▶ _Collected material_:

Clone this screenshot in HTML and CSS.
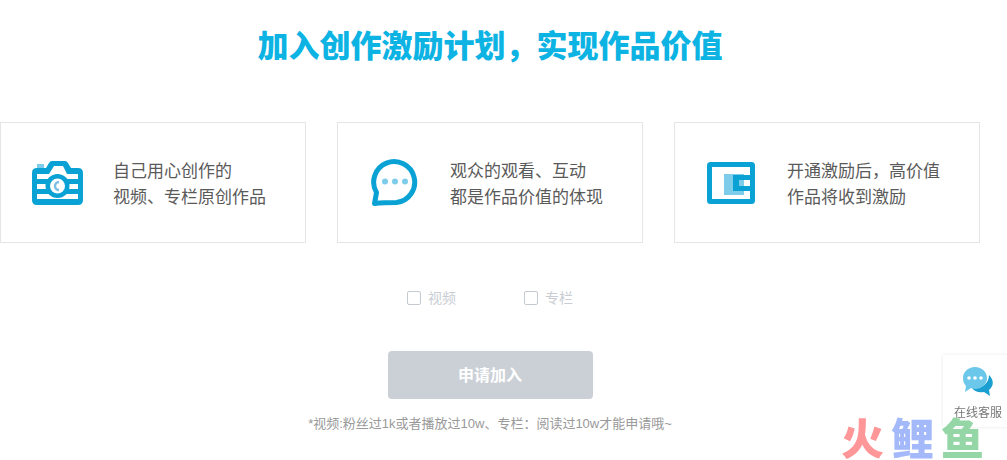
FILE: index.html
```html
<!DOCTYPE html>
<html lang="zh-CN">
<head>
<meta charset="utf-8">
<meta name="viewport" content="width=device-width, initial-scale=1">
<title>创作激励计划</title>
<link rel="stylesheet" href="styles.css">
</head>
<body>
<main class="plan">
  <h1 class="plan-title">加入创作激励计划，实现作品价值</h1>

  <section class="cards">
    <article class="card">
      <svg class="card-icon" viewBox="0 0 54 50" aria-hidden="true">
        <path d="M6 5h7v6H6z" fill="#7dcdea"/>
        <path d="M6 9h9l3-5q1-2 3-2h13q2 0 3 2l3 5h7q5 0 5 5v27q0 5-5 5H6q-5 0-5-5V14q0-5 5-5z" fill="#0aa2d5"/>
        <path d="M6 15h12l5-8h9l4 8h11v5H6zM6 25h41v5H6zM6 35h41v5H6z" fill="#fff"/>
        <circle cx="26.500" cy="27" r="12" fill="#0aa2d5"/>
        <circle cx="26.500" cy="27" r="7.500" fill="#fff"/>
        <path d="M28 23a4 4 0 1 0 0 8" fill="none" stroke="#7dbfe6" stroke-width="2.500"/>
      </svg>
      <p class="card-text">自己用心创作的<br>视频、专栏原创作品</p>
    </article>
    <article class="card">
      <svg class="card-icon" viewBox="0 0 54 50" aria-hidden="true">
        <path d="M6 43.500l2-11A20.500 20.500 0 1 1 28 42.500Q15 42.500 6 43.500z" transform="translate(0.500 1)" fill="#fff" stroke="#0aa2d5" stroke-width="5" stroke-linejoin="round"/>
        <g fill="#7dcdea"><circle cx="17" cy="22.500" r="3"/><circle cx="27" cy="22.500" r="3"/><circle cx="37" cy="22.500" r="3"/></g>
      </svg>
      <p class="card-text">观众的观看、互动<br>都是作品价值的体现</p>
    </article>
    <article class="card">
      <svg class="card-icon" viewBox="0 0 54 50" aria-hidden="true">
        <rect x="4.500" y="5.500" width="43" height="37" rx="1" fill="#fff" stroke="#0aa2d5" stroke-width="5" stroke-linejoin="round"/>
        <path d="M19 15h20v21H19z" fill="#7dcdea"/>
        <path d="M28 16h18v5h-8v6h8v5H28z" fill="#0aa2d5"/>
        <path d="M34 21h10v6H34z" fill="#fff"/>
        <path d="M34 21h5v6h-5z" fill="#7dcdea"/>
      </svg>
      <p class="card-text">开通激励后，高价值<br>作品将收到激励</p>
    </article>
  </section>

  <form class="apply">
    <div class="options">
      <label class="option"><input class="option-box" type="checkbox" name="video">视频</label>
      <label class="option"><input class="option-box" type="checkbox" name="column">专栏</label>
    </div>
    <button class="apply-button" type="button">申请加入</button>
    <p class="note">*视频:粉丝过1k或者播放过10w、专栏：阅读过10w才能申请哦~</p>
  </form>
</main>

<button class="service" type="button">
  <svg class="service-icon" viewBox="0 0 32 32" aria-hidden="true">
    <path d="M27 9c6 6 4 12 0 15l1 6-6-4c-6 1-10-1-12-4 9 1 17-4 17-13z" fill="#1b9fd0"/>
    <path d="M13 1c7 0 12 5 12 11s-5 11-12 11q-2 0-4-1l-6 4 1-6C2 18 1 15 1 12 1 6 6 1 13 1z" fill="#6cc8ea"/>
    <g fill="#fff"><circle cx="7" cy="12" r="1.800"/><circle cx="13" cy="12" r="1.800"/><circle cx="19" cy="12" r="1.800"/></g>
  </svg>
  <span>在线客服</span>
</button>

<div class="watermark"><span class="mark-red">火</span><span class="mark-blue">鲤</span><span class="mark-green">鱼</span></div>
</body>
</html>
```
FILE: styles.css
```css
* {
  box-sizing: border-box;
}

body {
  margin: 0;
  background: #fff;
  color: #5a5a5a;
  font-family: "Liberation Sans", "Noto Sans CJK SC", sans-serif;
}

.plan {
  padding: 22px 27px 0 0;
}

.plan-title {
  margin: 0;
  color: #0cb3e3;
  font-family: "Noto Sans CJK SC", sans-serif;
  font-size: 31px;
  font-weight: 900;
  line-height: 44px;
  text-align: center;
}

.cards {
  display: grid;
  grid-template-columns: repeat(3, 1fr);
  gap: 31px;
  margin-top: 56px;
}

.card {
  display: flex;
  align-items: center;
  gap: 28px;
  padding: 34px 30px 33px;
  border: 1px solid #e5e5e5;
}

.card-icon {
  flex: none;
  align-self: flex-end;
  width: 54px;
  height: 50px;
}

.card-text {
  margin: 0;
  font-family: "Noto Sans CJK SC", sans-serif;
  font-size: 17px;
  font-weight: 400;
  line-height: 26px;
  white-space: nowrap;
}

.apply {
  display: flex;
  flex-direction: column;
  align-items: center;
}

.options {
  display: flex;
  gap: 68px;
  margin-top: 45px;
}

.option {
  display: flex;
  align-items: center;
  gap: 7px;
  color: #c9cdd3;
  font-size: 14px;
  line-height: 20px;
}

.option-box {
  appearance: none;
  width: 14px;
  height: 14px;
  margin: 0;
  border: 1px solid #c5cad1;
  border-radius: 2px;
  background: #fff;
}

.option-box:checked {
  background: #0cb3e3;
}

.apply-button {
  width: 205px;
  height: 48px;
  margin-top: 43px;
  padding: 0 0 2px;
  border: 0;
  border-radius: 4px;
  background: #cbd0d7;
  color: #fff;
  font-family: "Noto Sans CJK SC", sans-serif;
  font-size: 16px;
  font-weight: 700;
}

.note {
  margin: 15px 0 0;
  color: #999;
  font-size: 13px;
  line-height: 20px;
}

.service {
  position: fixed;
  right: 0;
  bottom: 33px;
  z-index: 1;
  display: flex;
  flex-direction: column;
  align-items: center;
  gap: 5px;
  width: 64px;
  padding: 11px 0 6px 6px;
  border: 0;
  background: #fff;
  box-shadow: 0 0 3px rgba(0, 0, 0, 0.1);
  color: #777;
  font-family: "Noto Sans CJK SC", sans-serif;
  font-size: 12px;
  line-height: 18px;
  white-space: nowrap;
}

.service-icon {
  width: 32px;
  height: 32px;
}

.watermark {
  position: fixed;
  right: 23px;
  bottom: 2px;
  z-index: 2;
  display: flex;
  gap: 7px;
  font-family: "Noto Sans CJK SC", sans-serif;
  font-size: 43px;
  font-weight: 900;
  line-height: 44px;
  pointer-events: none;
}

.mark-red {
  color: #ff9799;
}

.mark-blue {
  color: #a3b9fa;
}

.mark-green {
  color: #95d6a6;
}
```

▶ _Requirements_:
Transcribe all the data word for word; the images stay out.

▶ _Expected output_:
Clone this screenshot in HTML and CSS.
FILE: index.html
```html
<!DOCTYPE html>
<html lang="zh-CN">
<head>
<meta charset="utf-8">
<meta name="viewport" content="width=device-width, initial-scale=1">
<title>创作激励计划</title>
<link rel="stylesheet" href="styles.css">
</head>
<body>
<main class="plan">
  <h1 class="plan-title">加入创作激励计划，实现作品价值</h1>

  <section class="cards">
    <article class="card">
      <svg class="card-icon" viewBox="0 0 54 50" aria-hidden="true">
        <path d="M6 5h7v6H6z" fill="#7dcdea"/>
        <path d="M6 9h9l3-5q1-2 3-2h13q2 0 3 2l3 5h7q5 0 5 5v27q0 5-5 5H6q-5 0-5-5V14q0-5 5-5z" fill="#0aa2d5"/>
        <path d="M6 15h12l5-8h9l4 8h11v5H6zM6 25h41v5H6zM6 35h41v5H6z" fill="#fff"/>
        <circle cx="26.500" cy="27" r="12" fill="#0aa2d5"/>
        <circle cx="26.500" cy="27" r="7.500" fill="#fff"/>
        <path d="M28 23a4 4 0 1 0 0 8" fill="none" stroke="#7dbfe6" stroke-width="2.500"/>
      </svg>
      <p class="card-text">自己用心创作的<br>视频、专栏原创作品</p>
    </article>
    <article class="card">
      <svg class="card-icon" viewBox="0 0 54 50" aria-hidden="true">
        <path d="M6 43.500l2-11A20.500 20.500 0 1 1 28 42.500Q15 42.500 6 43.500z" transform="translate(0.500 1)" fill="#fff" stroke="#0aa2d5" stroke-width="5" stroke-linejoin="round"/>
        <g fill="#7dcdea"><circle cx="17" cy="22.500" r="3"/><circle cx="27" cy="22.500" r="3"/><circle cx="37" cy="22.500" r="3"/></g>
      </svg>
      <p class="card-text">观众的观看、互动<br>都是作品价值的体现</p>
    </article>
    <article class="card">
      <svg class="card-icon" viewBox="0 0 54 50" aria-hidden="true">
        <rect x="4.500" y="5.500" width="43" height="37" rx="1" fill="#fff" stroke="#0aa2d5" stroke-width="5" stroke-linejoin="round"/>
        <path d="M19 15h20v21H19z" fill="#7dcdea"/>
        <path d="M28 16h18v5h-8v6h8v5H28z" fill="#0aa2d5"/>
        <path d="M34 21h10v6H34z" fill="#fff"/>
        <path d="M34 21h5v6h-5z" fill="#7dcdea"/>
      </svg>
      <p class="card-text">开通激励后，高价值<br>作品将收到激励</p>
    </article>
  </section>

  <form class="apply">
    <div class="options">
      <label class="option"><input class="option-box" type="checkbox" name="video">视频</label>
      <label class="option"><input class="option-box" type="checkbox" name="column">专栏</label>
    </div>
    <button class="apply-button" type="button">申请加入</button>
    <p class="note">*视频:粉丝过1k或者播放过10w、专栏：阅读过10w才能申请哦~</p>
  </form>
</main>

<button class="service" type="button">
  <svg class="service-icon" viewBox="0 0 32 32" aria-hidden="true">
    <path d="M27 9c6 6 4 12 0 15l1 6-6-4c-6 1-10-1-12-4 9 1 17-4 17-13z" fill="#1b9fd0"/>
    <path d="M13 1c7 0 12 5 12 11s-5 11-12 11q-2 0-4-1l-6 4 1-6C2 18 1 15 1 12 1 6 6 1 13 1z" fill="#6cc8ea"/>
    <g fill="#fff"><circle cx="7" cy="12" r="1.800"/><circle cx="13" cy="12" r="1.800"/><circle cx="19" cy="12" r="1.800"/></g>
  </svg>
  <span>在线客服</span>
</button>

<div class="watermark"><span class="mark-red">火</span><span class="mark-blue">鲤</span><span class="mark-green">鱼</span></div>
</body>
</html>
```
FILE: styles.css
```css
* {
  box-sizing: border-box;
}

body {
  margin: 0;
  background: #fff;
  color: #5a5a5a;
  font-family: "Liberation Sans", "Noto Sans CJK SC", sans-serif;
}

.plan {
  padding: 22px 27px 0 0;
}

.plan-title {
  margin: 0;
  color: #0cb3e3;
  font-family: "Noto Sans CJK SC", sans-serif;
  font-size: 31px;
  font-weight: 900;
  line-height: 44px;
  text-align: center;
}

.cards {
  display: grid;
  grid-template-columns: repeat(3, 1fr);
  gap: 31px;
  margin-top: 56px;
}

.card {
  display: flex;
  align-items: center;
  gap: 28px;
  padding: 34px 30px 33px;
  border: 1px solid #e5e5e5;
}

.card-icon {
  flex: none;
  align-self: flex-end;
  width: 54px;
  height: 50px;
}

.card-text {
  margin: 0;
  font-family: "Noto Sans CJK SC", sans-serif;
  font-size: 17px;
  font-weight: 400;
  line-height: 26px;
  white-space: nowrap;
}

.apply {
  display: flex;
  flex-direction: column;
  align-items: center;
}

.options {
  display: flex;
  gap: 68px;
  margin-top: 45px;
}

.option {
  display: flex;
  align-items: center;
  gap: 7px;
  color: #c9cdd3;
  font-size: 14px;
  line-height: 20px;
}

.option-box {
  appearance: none;
  width: 14px;
  height: 14px;
  margin: 0;
  border: 1px solid #c5cad1;
  border-radius: 2px;
  background: #fff;
}

.option-box:checked {
  background: #0cb3e3;
}

.apply-button {
  width: 205px;
  height: 48px;
  margin-top: 43px;
  padding: 0 0 2px;
  border: 0;
  border-radius: 4px;
  background: #cbd0d7;
  color: #fff;
  font-family: "Noto Sans CJK SC", sans-serif;
  font-size: 16px;
  font-weight: 700;
}

.note {
  margin: 15px 0 0;
  color: #999;
  font-size: 13px;
  line-height: 20px;
}

.service {
  position: fixed;
  right: 0;
  bottom: 33px;
  z-index: 1;
  display: flex;
  flex-direction: column;
  align-items: center;
  gap: 5px;
  width: 64px;
  padding: 11px 0 6px 6px;
  border: 0;
  background: #fff;
  box-shadow: 0 0 3px rgba(0, 0, 0, 0.1);
  color: #777;
  font-family: "Noto Sans CJK SC", sans-serif;
  font-size: 12px;
  line-height: 18px;
  white-space: nowrap;
}

.service-icon {
  width: 32px;
  height: 32px;
}

.watermark {
  position: fixed;
  right: 23px;
  bottom: 2px;
  z-index: 2;
  display: flex;
  gap: 7px;
  font-family: "Noto Sans CJK SC", sans-serif;
  font-size: 43px;
  font-weight: 900;
  line-height: 44px;
  pointer-events: none;
}

.mark-red {
  color: #ff9799;
}

.mark-blue {
  color: #a3b9fa;
}

.mark-green {
  color: #95d6a6;
}
```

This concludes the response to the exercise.